Advent is one of the few Christian festivals that can be observed in the home as well as at church. With its association with Christmas, Advent is a natural time to involve children in activities at home that directly connect with worship at church. In the home an Advent wreath is often placed on the dining table and lighted at meals, with Scripture readings preceding the lighting of the candles, especially on Sunday. A new candle is lighted each Sunday during the four weeks, and then the same candles are lighted each meal during the week. In this context, it provides the opportunity for family devotion and prayer together, and helps teach the Faith to children, especially if they are involved in reading the daily Scriptures.
The season of Advent has come to be celebrated more in terms of expectation or anticipation. Yet, the anticipation of the Coming of the Messiah throughout the Old Testament and Judaism was not in connection with remembrance of sins.

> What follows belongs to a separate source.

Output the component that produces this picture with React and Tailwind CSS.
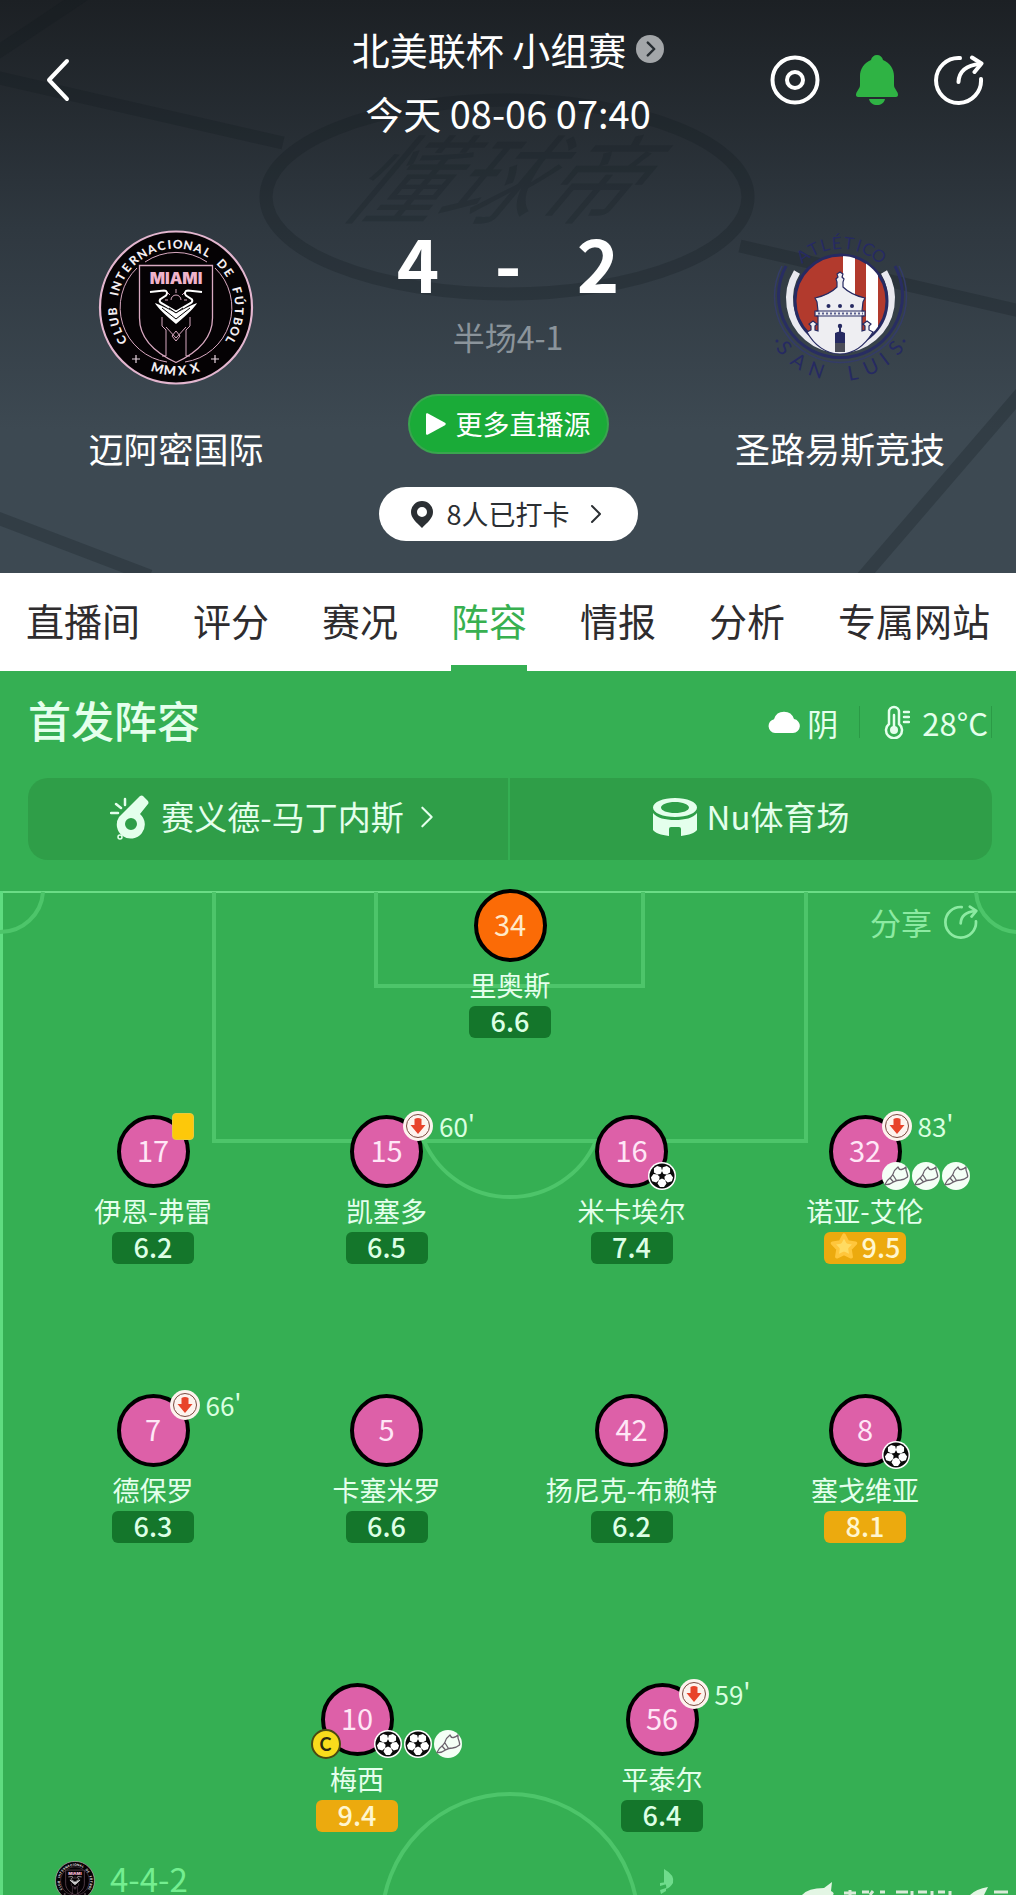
import clsx from 'clsx';

const TABS = ['直播间', '评分', '赛况', '阵容', '情报', '分析', '专属网站'];

const GOALKEEPER = { number: 34, name: '里奥斯', rating: '6.6', keeper: true };

const DEFENDERS = [
  { number: 17, name: '伊恩-弗雷', rating: '6.2', yellowCard: true },
  { number: 15, name: '凯塞多', rating: '6.5', subOff: "60'" },
  { number: 16, name: '米卡埃尔', rating: '7.4', events: ['goal'] },
  { number: 32, name: '诺亚-艾伦', rating: '9.5', best: true, high: true, subOff: "83'", events: ['assist', 'assist', 'assist'] },
];

const MIDFIELDERS = [
  { number: 7, name: '德保罗', rating: '6.3', subOff: "66'" },
  { number: 5, name: '卡塞米罗', rating: '6.6' },
  { number: 42, name: '扬尼克-布赖特', rating: '6.2' },
  { number: 8, name: '塞戈维亚', rating: '8.1', high: true, events: ['goal'] },
];

const FORWARDS = [
  { number: 10, name: '梅西', rating: '9.4', high: true, captain: true, events: ['goal', 'goal', 'assist'] },
  { number: 56, name: '平泰尔', rating: '6.4', subOff: "59'" },
];

const NARROW = { I: 0.6, ' ': 0.9, L: 0.9 };

// Spreads letters over an arc; angles are degrees from 12 o'clock
const RingText = ({ text, cx, cy, r, from, to, size, fill, weight = 900, bottom = false }) => {
  const chars = text.split('');
  const widths = chars.map((c) => NARROW[c] || 1);
  const total = widths.reduce((a, b) => a + b, 0) - (widths[0] + widths[widths.length - 1]) / 2;
  let pos = -widths[0] / 2;
  return (
    <g fill={fill} fontSize={size} fontWeight={weight} fontFamily="Lato, sans-serif" textAnchor="middle">
      {chars.map((c, i) => {
        const mid = pos + widths[i] / 2;
        pos += widths[i];
        const angle = from + ((to - from) * mid) / total;
        const turn = bottom ? -angle : angle;
        return (
          <text key={i} x={cx} y={bottom ? cy + r : cy - r} transform={`rotate(${turn} ${cx} ${cy})`}>
            {c}
          </text>
        );
      })}
    </g>
  );
};

const MiamiCrest = ({ className, small = false }) => (
  <svg viewBox="18 20 156 156" className={className} role="img" aria-label="迈阿密国际">
    <circle cx="96" cy="97.5" r="76" fill="#050204" stroke="#e3b6cf" strokeWidth="2.2" />
    <RingText text="CLUB INTERNACIONAL DE FÚTBOL" cx={96} cy={97.5} r={59} from={-121} to={121} size={12} fill="#f4eef2" />
    {!small && <RingText text="MMXX" cx={96} cy={97.5} r={68} from={-17} to={17} size={13} fill="#f4eef2" bottom />}
    <g fill="none" stroke="#d8a8c0" strokeWidth="1">
      <path d="M65 52a55 55 0 0 1 62 0" />
      <path d="M57 58a55 55 0 0 0 30 94" />
      <path d="M135 58a55 55 0 0 1-30 94" />
      <path d="M59.500 55.500h73V108c0 20-14 34-36.500 44.500C73.500 142 59.500 128 59.500 108Z" strokeWidth="1.3" />
      <path d="M82 107v9l4 4v26h-4M110 107v9l-4 4v26h4M86 117l10 11 10-11M96 121l4 5-4 5-4-5Z" />
      <path d="M91 90a5 5 0 1 1 10 0M96 83v-4M90 85l-3-3M102 85l3-3M88 90h-3M104 90h3" />
    </g>
    <text x="96" y="74" textAnchor="middle" fontSize="16" fontWeight="900" fontFamily="Inter, sans-serif" fill="#efb3cb">
      MIAMI
    </text>
    <path
      d="M70 82l14-1.500c3 0 4 3 2 5l-6 4c-1 2 0 3 2 4l14 8 14-8c2-1 3-2 2-4l-6-4c-2-2-1-5 2-5l14 1.500"
      fill="none"
      stroke="#fff"
      strokeWidth="2"
    />
    <path d="M75 93q3 6 21 21 18-15 21-21l-5 2-16 8-16-8Z" fill="#fff" />
    <path d="M82 98l14 11 14-11M89 98l7 5 7-5" fill="none" stroke="#050204" strokeWidth="1" />
    <path d="M56 145v8M52 149h8M135 145v8M131 149h8" stroke="#e8d5df" strokeWidth="1.200" />
  </svg>
);

const SanLuisCrest = ({ className }) => (
  <svg viewBox="13 20 156 156" className={className} role="img" aria-label="圣路易斯竞技">
    <defs>
      <clipPath id="san-luis-disc">
        <circle cx="92" cy="91" r="45" />
      </clipPath>
    </defs>
    <RingText text="ATLÉTICO" cx={92} cy={96} r={57} from={-37} to={37} size={17} weight={400} fill="#262a62" />
    <RingText text="SAN LUIS" cx={91} cy={91} r={80} from={-50} to={50} size={20} weight={400} fill="#262a62" bottom />
    <circle cx="28" cy="131" r="1.500" fill="#262a62" />
    <circle cx="155" cy="131" r="1.500" fill="#262a62" />
    <path d="M37 56a62 62 0 1 0 109 0" fill="none" stroke="#282d62" strokeWidth="3" />
    <path d="M33 56a66 66 0 1 0 117 0" fill="none" stroke="#343c68" strokeWidth="1.500" />
    <path d="M48 62a51 51 0 1 0 87 0" fill="none" stroke="#e9e9ef" strokeWidth="7" />
    <circle cx="92" cy="91" r="46" fill="#b23a2d" stroke="#262a62" strokeWidth="3" />
    <g clipPath="url(#san-luis-disc)">
      <path d="M94 40h12v100H94zM117 40h12v100h-12z" fill="#fff" />
    </g>
    <path
      d="M88 77v-5l-1-3 2-2-1-3 3-2 3 2-1 3 2 2-1 3v5c6 6 13 9 22 11l-2 4-1 9h3v5h-3v15l3-1v-4l-2-2 4-3 4 3-2 2v4l4 2c-8 13-19 22-33 22s-26-9-33-22l4-2v-4l-2-2 4-3 4 3-2 2v4l3 1v-15h-3v-5h3l-1-9-2-4c9-2 16-5 22-11Z"
      fill="#eeeef2"
      stroke="#262a62"
      strokeWidth="1.200"
    />
    <path d="M67 101h48M67 106h48" stroke="#262a62" strokeWidth="1" />
    <path d="M69 103.500h45" stroke="#5b6090" strokeWidth="2" strokeDasharray="2 2" />
    <g fill="#262a62">
      <circle cx="79.500" cy="96" r="2" />
      <circle cx="91" cy="96" r="2" />
      <circle cx="103" cy="96" r="2" />
      <circle cx="91" cy="116" r="2.200" />
      <path d="M90 117h2v5h-2zM86 123q5-3 10 0v10H86z" />
    </g>
    <path d="M86 133h10v9H86z" fill="#4a4c58" />
  </svg>
);

const ShareIcon = ({ className }) => (
  <svg viewBox="0 0 50 50" className={className} fill="none" stroke="currentColor" strokeWidth="4" strokeLinecap="round" aria-hidden="true">
    <path d="M26 3A22.500 22.500 0 1 0 47 24" />
    <path d="M24.500 27C25 17 32 10 46 9" strokeLinejoin="round" />
    <path d="M38 2.500l9.500 6-7 8.500" strokeLinejoin="round" />
  </svg>
);

const Chevron = ({ className, width = 2 }) => (
  <svg viewBox="0 0 12 20" className={className} fill="none" stroke="currentColor" strokeWidth={width} strokeLinecap="round" strokeLinejoin="round" aria-hidden="true">
    <path d="M2 2l8 8-8 8" />
  </svg>
);

const HeaderBackdrop = () => (
  <svg
    viewBox="0 0 1016 573"
    preserveAspectRatio="xMidYMid slice"
    className="absolute inset-0 size-full"
    fill="none"
    stroke="#10181d"
    strokeOpacity="0.24"
    strokeWidth="13"
    aria-hidden="true"
  >
    <ellipse cx="507" cy="197" rx="241" ry="97" />
    <path d="M-5 54L85-6M-5 77L283 143M740 246L1020 311M-5 517L150 576M1022 392L862 578" />
    <text x="335" y="216" transform="skewX(-40)" style={{ transformOrigin: '335px 216px' }} fontSize="96" fill="#10181d" fillOpacity="0.2" stroke="none">
      懂球帝
    </text>
  </svg>
);

const TeamColumn = ({ name, children }) => (
  <div className="flex flex-col items-center">
    {children}
    <span className="mt-9 text-[35px] leading-[52px] whitespace-nowrap text-white">{name}</span>
  </div>
);

const MatchHeader = () => (
  <header className="relative overflow-hidden bg-linear-to-b from-[#1c2024] via-[#2f3840] via-40% to-[#3d4952] to-75% text-white">
    <HeaderBackdrop />
    <div className="relative grid grid-cols-[1fr_auto_1fr] pt-[21px]">
      <div className="pt-[34px] pl-[42px]">
        <button aria-label="返回" className="flex h-[50px] w-8 items-center justify-center">
          <svg viewBox="0 0 24 46" className="h-[46px] w-6" fill="none" stroke="currentColor" strokeWidth="4" strokeLinecap="round" strokeLinejoin="round" aria-hidden="true">
            <path d="M21 4L3 23l18 19" />
          </svg>
        </button>
      </div>
      <div className="flex flex-col items-center">
        <h1>
          <a href="#competition" className="flex items-center gap-2.5 text-[38px] leading-14 whitespace-nowrap">
            北美联杯 小组赛
            <span className="flex size-7 items-center justify-center rounded-full bg-[#a3a6a9] text-[#262c31]">
              <Chevron className="ml-0.5 h-4 w-3" width={3} />
            </span>
          </a>
        </h1>
        <time className="mt-1 text-[38px] leading-16 whitespace-nowrap">今天 08-06 07:40</time>
      </div>
      <div className="flex items-start justify-end gap-8 pt-[34px] pr-8">
        <button aria-label="直播">
          <svg viewBox="0 0 50 50" className="size-[50px]" fill="none" stroke="currentColor" strokeWidth="4" aria-hidden="true">
            <circle cx="25" cy="25" r="22.500" />
            <circle cx="25" cy="25" r="8" />
          </svg>
        </button>
        <button aria-label="提醒" className="text-[#2fb344]">
          <svg viewBox="0 0 50 50" className="size-[50px]" fill="currentColor" aria-hidden="true">
            <path d="M25 0c3 0 5.500 2 6 5 7 3 11 9 11 16v9c0 4 4 6 4 10 0 1-1 2-2 2H6c-1 0-2-1-2-2 0-4 4-6 4-10v-9C8 14 12 8 19 5c.5-3 3-5 6-5Z" />
            <path d="M17 44h16c-1 4-4 6-8 6s-7-2-8-6Z" />
          </svg>
        </button>
        <button aria-label="分享比赛">
          <ShareIcon className="size-[50px]" />
        </button>
      </div>
    </div>

    <div className="relative grid grid-cols-3 px-2.5 pt-[85px] pb-8">
      <TeamColumn name="迈阿密国际">
        <MiamiCrest className="size-[156px]" />
      </TeamColumn>
      <div className="flex flex-col items-center">
        <div className="grid w-[270px] grid-cols-3 text-center text-[72px] leading-16 font-bold">
          <span>4</span>
          <span>-</span>
          <span>2</span>
        </div>
        <p className="mt-[18px] text-[32px] leading-12 text-[#8b949b]">半场4-1</p>
        <button className="mt-[34px] flex h-[60px] items-center gap-2.5 rounded-full border-2 border-[#3aa54f] bg-[#1aab38] px-4 text-[27px] whitespace-nowrap">
          <svg viewBox="0 0 20 22" className="h-[22px] w-5" fill="currentColor" aria-hidden="true">
            <path d="M0 1.500C0 .3 1 0 2 .5l17 9.300c1 .6 1 1.800 0 2.400L2 21.500c-1 .5-2 .2-2-1Z" />
          </svg>
          更多直播源
        </button>
        <button className="mt-[33px] flex h-[54px] items-center rounded-full bg-white px-8 text-[27px] whitespace-nowrap text-[#2b2f33]">
          <svg viewBox="0 0 22 27" className="mr-3.5 h-[27px] w-[22px]" aria-hidden="true">
            <path fillRule="evenodd" d="M11 0a11 11 0 0 1 11 11c0 6-5 10-11 16C5 21 0 17 0 11A11 11 0 0 1 11 0Zm0 6a5 5 0 1 0 0 10 5 5 0 0 0 0-10Z" fill="currentColor" />
          </svg>
          8人已打卡
          <Chevron className="mr-1 ml-5 h-5 w-3" />
        </button>
      </div>
      <TeamColumn name="圣路易斯竞技">
        <SanLuisCrest className="size-[156px]" />
      </TeamColumn>
    </div>
  </header>
);

const TabBar = () => (
  <nav className="flex h-[98px] justify-between bg-white px-[26px]">
    {TABS.map((tab) => (
      <a
        key={tab}
        href={`#${tab}`}
        className={clsx(
          'flex items-center border-b-6 text-[38px] whitespace-nowrap',
          tab === '阵容' ? 'border-b-[#35af53] text-[#38b050]' : 'border-b-transparent text-[#2e2c2e]'
        )}
      >
        {tab}
      </a>
    ))}
  </nav>
);

const LineupHeader = () => (
  <div className="pr-6 pl-7 text-[#e4ffec]">
    <div className="flex h-[102px] items-center justify-between">
      <h2 className="pb-1.5 text-[43px] leading-none font-medium">首发阵容</h2>
      <div className="flex items-center text-[31px] leading-none">
        <svg viewBox="0 0 32 22" className="mr-[7px] h-[22px] w-8" fill="#fff" aria-hidden="true">
          <path d="M7 22a7 7 0 0 1-1-13.800A10.500 10.500 0 0 1 26 8.100 7 7 0 0 1 25 22Z" />
        </svg>
        阴
        <span className="ml-[21px] h-8 w-px bg-[#2b9a46]" />
        <svg viewBox="0 0 26 34" className="mr-3 ml-6 h-[34px] w-[26px]" fill="none" stroke="currentColor" strokeWidth="2.500" strokeLinecap="round" aria-hidden="true">
          <path d="M5 19V7a5 5 0 0 1 10 0v12a8 8 0 1 1-10 0Z" />
          <circle cx="10" cy="25" r="4" fill="currentColor" stroke="none" />
          <path d="M10 24V10M20 7h5M20 12h5M20 17h5" />
        </svg>
        28°C
        <span className="ml-[3px] h-8 w-px bg-[#2b9a46]" />
      </div>
    </div>
    <div className="mt-[5px] grid h-[82px] grid-cols-2 divide-x-2 divide-[#35af53] overflow-hidden rounded-[20px] bg-[#2f9e48] text-[33px]">
      <a href="#referee" className="flex items-center justify-center pb-1 pl-2 whitespace-nowrap">
        <svg viewBox="0 0 39 45" className="mr-3 h-[45px] w-[39px]" aria-hidden="true">
          <path fillRule="evenodd" d="M30 1q2-1 3 0l5 5q1 2 0 3L30 19a14 14 0 1 1-21 3Zm-9 22a6 6 0 1 0 0 12 6 6 0 0 0 0-12Z" fill="currentColor" />
          <circle cx="10" cy="42" r="2" fill="none" stroke="currentColor" strokeWidth="1.500" />
          <path d="M1 18h7M6 9l5 4M15 4v6" stroke="currentColor" strokeWidth="2.500" strokeLinecap="round" />
        </svg>
        赛义德-马丁内斯
        <Chevron className="ml-4 h-6 w-3.5" width={1.8} />
      </a>
      <a href="#stadium" className="flex items-center justify-center gap-2.5 pb-1 whitespace-nowrap">
        <svg viewBox="0 0 44 38" className="h-[38px] w-11" fill="currentColor" aria-hidden="true">
          <path fillRule="evenodd" d="M22 0c12 0 22 4 22 9.500S34 19 22 19 0 15 0 9.500 10 0 22 0Zm0 4C14 4 8 6.500 8 9.500S14 15 22 15s14-2.500 14-5.500S30 4 22 4Z" />
          <path d="M0 15c4 5 12 7 22 7s18-2 22-7v17c-2 3-8 5-16 6v-7q0-2-2-2h-8q-2 0-2 2v7C8 37 2 35 0 32Z" />
        </svg>
        Nu体育场
      </a>
    </div>
  </div>
);

const PitchLines = () => (
  <svg
    viewBox="0 0 1016 1006"
    preserveAspectRatio="xMidYMin slice"
    className="absolute inset-0 size-full"
    fill="none"
    stroke="#4dc56a"
    strokeWidth="4"
    aria-hidden="true"
  >
    <path d="M0 3h1016" stroke="#6bdc86" strokeWidth="2" />
    <path d="M1.500 2v1004" stroke="#5fdc80" strokeWidth="3" />
    <path d="M214 3v249h592V3M376 3v94h267V3" />
    <path d="M424 252a94 94 0 0 0 172 0" />
    <path d="M43 3a43 43 0 0 1-43 40M976 3a43 43 0 0 0 43 40" />
    <circle cx="510" cy="1033" r="128" />
  </svg>
);

const SubOffIcon = () => (
  <svg viewBox="0 0 30 30" className="size-[30px] shrink-0" role="img" aria-label="换下">
    <circle cx="15" cy="15" r="15" fill="#fdf3ee" />
    <circle cx="15" cy="15" r="11.500" fill="none" stroke="#7a4a40" strokeWidth="1" />
    <path d="M11.500 8q3.500-2 7 0v6h4L15 23l-7.500-9h4Z" fill="#e8432a" />
  </svg>
);

const GoalIcon = () => (
  <svg viewBox="0 0 28 28" className="size-7" role="img" aria-label="进球">
    <circle cx="14" cy="14" r="14" fill="#fff" />
    <circle cx="14" cy="14" r="12.500" fill="#0b0b0b" />
    <g fill="#fff">
      {[36, 108, 180, 252, 324].map((angle) => (
        <path key={angle} d="M12 3h4l2.500 3.500-1.500 3.500-3 1.500-3-1.500-1.500-3.500Z" transform={`rotate(${angle} 14 14)`} />
      ))}
    </g>
  </svg>
);

const AssistIcon = () => (
  <svg viewBox="0 0 28 28" className="size-7" role="img" aria-label="助攻">
    <circle cx="14" cy="14" r="14" fill="#f4fff6" />
    <path
      d="M3 22.500Q5 18 9 15q1-1 2-3 1-4 5-7 1 3 3.500 2.500Q22 7 24 5q-.5 3 1 6 1 3 .5 4-3 2.500-7 3-4 0-7 2-4 3-8.500 2.500ZM8 16l3.500 4M11 13l3.500 5.500"
      fill="none"
      stroke="#6b636d"
      strokeWidth="1.300"
      strokeLinejoin="round"
    />
  </svg>
);

const StarIcon = () => (
  <svg viewBox="0 0 28 26" className="h-[26px] w-7" role="img" aria-label="全场最佳">
    <path
      d="M14 2l3.700 7 7.800 1.300-5.500 5.700 1.200 7.800L14 20.400l-7.200 3.400L8 16l-5.500-5.700L10.300 9Z"
      fill="#ffdb62"
      stroke="#ffc63c"
      strokeWidth="3.500"
      strokeLinejoin="round"
    />
  </svg>
);

const Player = ({ player }) => {
  const { number, name, rating, keeper, high, best, captain, yellowCard, subOff, events = [] } = player;

  return (
    <div className="flex flex-col items-center">
      <div className="relative">
        <div
          className={clsx(
            'flex size-[73px] items-center justify-center rounded-full border-4 border-black pb-1 text-[29px] leading-none',
            keeper ? 'bg-[#fb6b06] text-[#ffe9c8]' : 'bg-[#dd60a8] text-[#ffe6f6]'
          )}
        >
          {number}
        </div>
        {yellowCard && <span className="absolute -top-0.5 left-[55px] h-[27px] w-[22px] rounded-[4px] border border-[#e9c93c] bg-[#fdc80a]" />}
        {subOff && (
          <div className="absolute -top-1 left-[53px] flex items-center gap-1.5 text-[26px] leading-[30px] text-[#d9ffe0]">
            <SubOffIcon />
            {subOff}
          </div>
        )}
        {captain && (
          <span className="absolute top-[46px] -left-2.5 flex size-[30px] items-center justify-center rounded-full border-2 border-[#4a4a12] bg-[#f9dc1c] font-[Lato,sans-serif] text-lg leading-none font-bold text-[#2c2810]">
            C
          </span>
        )}
        {events.length > 0 && (
          <div className="absolute top-[47px] left-[53px] flex gap-0.5">
            {events.map((event, i) => (event === 'goal' ? <GoalIcon key={i} /> : <AssistIcon key={i} />))}
          </div>
        )}
      </div>
      <span className="pt-px text-[27px] leading-[43px] whitespace-nowrap text-[#e4ffec]">{name}</span>
      <span
        className={clsx(
          'flex h-8 w-[82px] items-center justify-center gap-1 rounded-md pb-1 text-[27px] leading-none font-medium',
          high ? 'bg-[#ecaa0e] text-[#fff6cf]' : 'bg-[#14762b] text-[#dcffe5]'
        )}
      >
        {best && <StarIcon />}
        {rating}
      </span>
    </div>
  );
};

const PlayerRow = ({ players }) => (
  <div className="grid grid-cols-[222fr_245fr_245fr_222fr] pr-10 pl-[42px]">
    {players.map((player) => (
      <Player key={player.number} player={player} />
    ))}
  </div>
);

const Pitch = () => (
  <section className="relative mt-[29px] overflow-hidden">
    <PitchLines />
    <button className="absolute top-3.5 right-[38px] flex items-center gap-3 text-[31px] leading-[38px] text-[#8ceaa2]">
      分享
      <ShareIcon className="size-[34px]" />
    </button>
    <div className="relative flex flex-col">
      <div className="flex justify-center pl-1">
        <Player player={GOALKEEPER} />
      </div>
      <div className="mt-[77px]">
        <PlayerRow players={DEFENDERS} />
      </div>
      <div className="mt-[130px]">
        <PlayerRow players={MIDFIELDERS} />
      </div>
      <div className="mt-[140px] flex justify-center gap-[60px] pl-[3px]">
        {FORWARDS.map((player) => (
          <div key={player.number} className="w-[245px]">
            <Player player={player} />
          </div>
        ))}
      </div>
      <div className="mt-[29px] flex h-[34px] items-start justify-between overflow-hidden pl-[55px]">
        <div className="flex items-start gap-[15px] text-[33px] leading-[34px] text-[#74ee90]">
          <MiamiCrest className="size-10" small />
          4-4-2
        </div>
        <svg viewBox="0 0 360 34" className="h-[34px] w-[360px]" aria-hidden="true">
          <path d="M8 8q11 6 9 14-3 5-7 6 1-5-2-6ZM4 22l7-1v2l-7 2ZM4 29l6-2v3l-5 3Z" fill="#6fdc8c" />
          <path d="M146 34q6-7 22-7l8-6-1 9q4 2 2 4Z" fill="#e3f6e4" />
          <g stroke="#d9ecd9" strokeWidth="3">
            <path d="M188 32h12M194 29v5M206 31h7M217 30l-3 4M224 31h5M240 31h12M256 30v4M262 31h9M276 30v4M282 31h7M294 30v4M338 31h14" />
          </g>
          <path d="M314 34q6-6 18-8l-4 8Z" fill="#e3f6e4" />
        </svg>
      </div>
    </div>
  </section>
);

const App = () => {
  return (
    <main className="w-full overflow-hidden bg-[#35af53] font-['Noto_Sans_CJK_SC',sans-serif]" lang="zh-CN">
      <MatchHeader />
      <TabBar />
      <LineupHeader />
      <Pitch />
    </main>
  );
};

export default App;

Rather, it was in the context of oppression and injustice, the longing for redemption, not from personal guilt and sin but from the systemic evil of the world expressed in evil empires and tyrants. It is in that sense that all creation groans for its redemption as we witness the evil that so dominates our world (Rom 8:18-25).
The spirit of Advent is expressed well in the parable of the bridesmaids who are anxiously awaiting the coming of the Bridegroom (Matt 25:1-13). There is profound joy at the Bridegroom’s expected coming. And yet a warning of the need for preparation echoes through the parable. But even then, the prayer of Advent is still:
Come, O Come, Emmanuel,
And ransom captive Israel!
Evergreens and The Advent Wreath
Advent is marked by a spirit of expectation, of anticipation, of preparation, of longing. There is a yearning for deliverance from the evils of the world, first expressed by Israelite slaves in Egypt as they cried out from their bitter oppression. It is the cry of those who have experienced the tyranny of injustice in a world under the curse of sin, and yet who have hope of deliverance by a God who has heard the cries of oppressed slaves and brought deliverance!